MD: You have dates with Chelsea through November.

Jess: Right. The album came out September 22, and we’re touring the States now, but there will be European dates after that. And who knows, maybe even a second go-round through the U.S. next year. Then whenever I’m not out with them, Horseneck will book things around Chelsea’s schedule so I can play with them. So basically I never get to sleep. [laughs]

MD: Then when you’re home you’ve got lessons.

Jess: Yeah, though I’ve slowed down on that because I have no consistent schedule anymore. But for students who are open to me cancelling and rescheduling, I’m there for them. But I keep my schedule as open as possible for Chelsea and Horseneck.

MD: I was reading a story about I’m Dirty Too where you had to at one point decide to do the singing, which is great, you were basically letting circumstances lead you in a certain direction and following it. And then when I put on the record I was like, You sing great! I’m not even sure what you were shy about.

Jess: You have to keep in mind, I’m Dirty Too came out after Red Host broke up. So going from Chelsea to me singing…I mean, Chelsea is such a good singer, I had high standards for who my next lead singer was going to be. That’s why we ended up doing it. Because, honestly, we just couldn’t find anyone that fit the bill. I’m definitely a drummer, there’s no confusion in my mind what instrument I play. But it was cool, something different. I’d played drums forever, and this added something new. I could write lyrics, things I’d never done before. It was just fun. But Zac plays in the band Tycho, which is a huge instrumental band that was just nominated for a Grammy. So that’s why we don’t have a lot of time to play together. We’re always going to be friends, so….

MD: So have you been doing any singing since?

Jess: No. Nope.

MD: Well, keep it in your back pocket, because you sounded good.

Jess: I don’t think it’s my calling. I mean, you’re being very nice, but I don’t necessarily agree. [laughs] I do appreciate the compliment.

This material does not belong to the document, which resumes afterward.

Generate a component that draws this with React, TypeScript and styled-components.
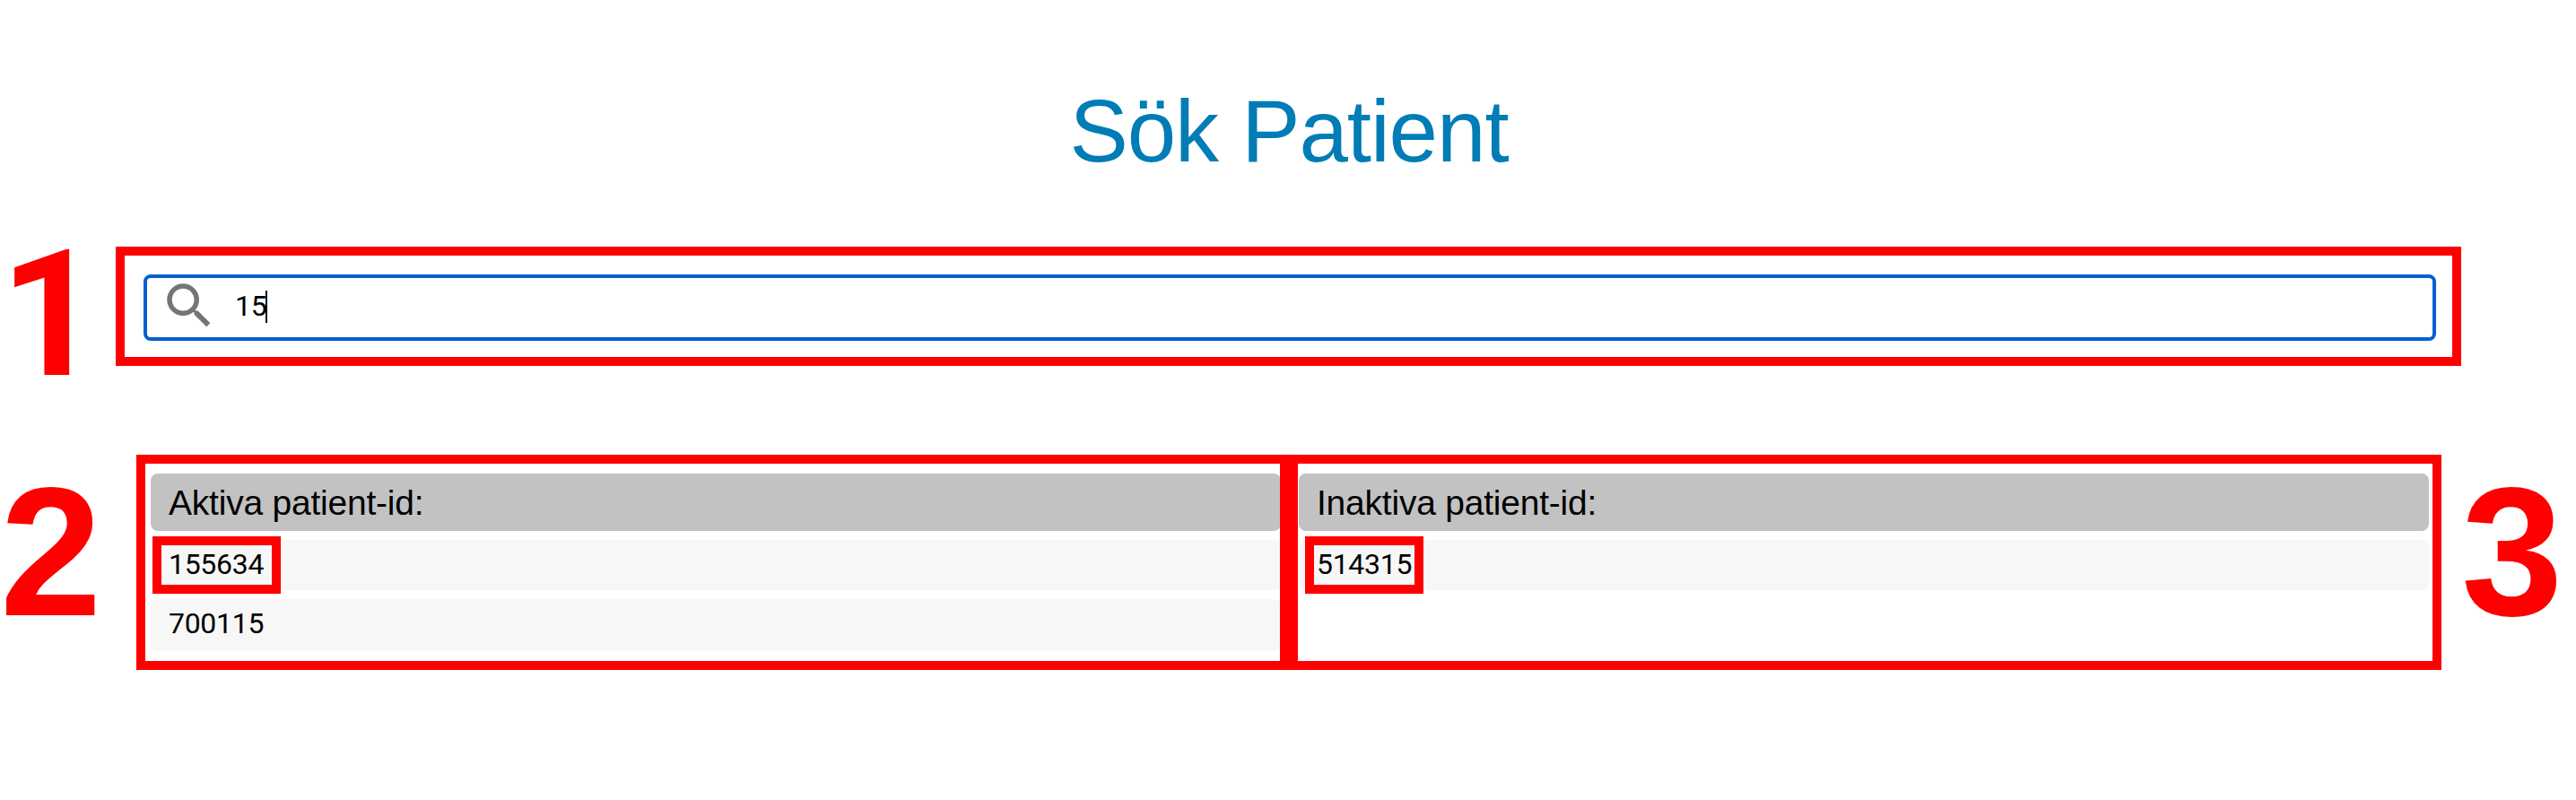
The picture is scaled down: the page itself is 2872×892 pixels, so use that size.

MD: Let’s talk a little more about specific songs on the Chelsea record. When the drums enter on “Vex,” at first I thought, “Oh, this song has a drum machine on it,” maybe because your bass drum pattern is this really insistent 16th-note pattern. But then I heard the hi-hats opening a little and I was like, “No, no, this is live drumming.” Can you talk a little about that song?

Jess: That song was one of the first we jammed on. At first Chelsea and I were going to do a side project together, and that was going to be for that. But then the more songs we jammed on, it quickly turned into, Oh, we should play together for real. So that song has definitely evolved from how it started to what you hear on the record.

Something that Kurt was very good about in the studio was knowing when the drums should have a sort of muffled, almost drum machine tone, versus and open, boomy live room sound. And that was such a tight, drum-machine-like beat that it made sense to muffle everything and, like you said, once the hi-hats open, the song sort of opens too. I think we might have even changed the snare for that part for when it opens up too.

It was really nice to have enough time in the studio to play around with that sort of thing. You know how you end up playing around with amps in the studio all day long? Well, I never had the opportunity to do that with drums until this experience. With this album, we had a month in the studio, and I’m used to having three days to play the songs. And that’s totally changed, from now on, all my studio experiences. Even if I don’t have all that time at my disposal, I’ll take the time to tune differently and experiment with the kit. And that’s definitely one of the songs where that shines. So this was a dream. You know, I didn’t want song number seven to sound tired, which can happen. We’d be like, Okay, let’s just pick up tomorrow. So on every song I had energy, which was great.

Everything in my mind had to be as perfect as it could be, even if that’s an impossible thing to ask for. So demoing the songs first…my boyfriend has a studio, so I went in there with him to write the beats and figure out the tones so that when we went in with Kurt, I was ready. I ended up having more time than I needed for the recording, so it was awesome.

MD: Can you talk specifically about what gear you used for the recording, and how that may or may not have differed from what you play live?

Jess: Live I was playing this company called Rocket Shells. They make custom carbon-fiber drums. It’s actually where I work—it’s where I’m at now. The cool thing is that the snare I play is predominantly the snare that you hear on the record. And we did blind tests of all the snares—we’d record a snippet of each snare and see which one worked with each song, and it was almost always the Rocket Shells drum that worked the best. So I was pretty stoked about that. But on the record I really wanted bigger drums than I had. I had a 20″ live, so I used a 22″ Tama. On tour I’m actually using a Tama bubinga kit, with 13″ and 16″ toms and a 22″ bass drum. My cymbals on the record were Zildjians, including a 23″ Sweet ride and an 18″ Rock crash.

MD: What’s your background in drumming? Did you take lessons when you were younger?

Jess: I started playing when I was around six or seven. I’m thirty-five now. I didn’t take lessons then, I was totally self-taught, though I spent so much time playing in the garage, and playing along to your favorite drummers is like the best kind of class you can take. I took band in high school but totally hated it.

MD: Why?

Jess: I got put in a class where the drummer was a year older than me and was in the band the previous year, and he just never let me play anything. He was really good, and I was probably intimidated. But I think he stifled my enjoyment a little. But also, my first band was when I was fourteen, and playing with other people is definitely going to accelerate your skills really quickly. That’s when you learn to write and play off other people. So I tell that to all my students: Get together with friends, and start jamming.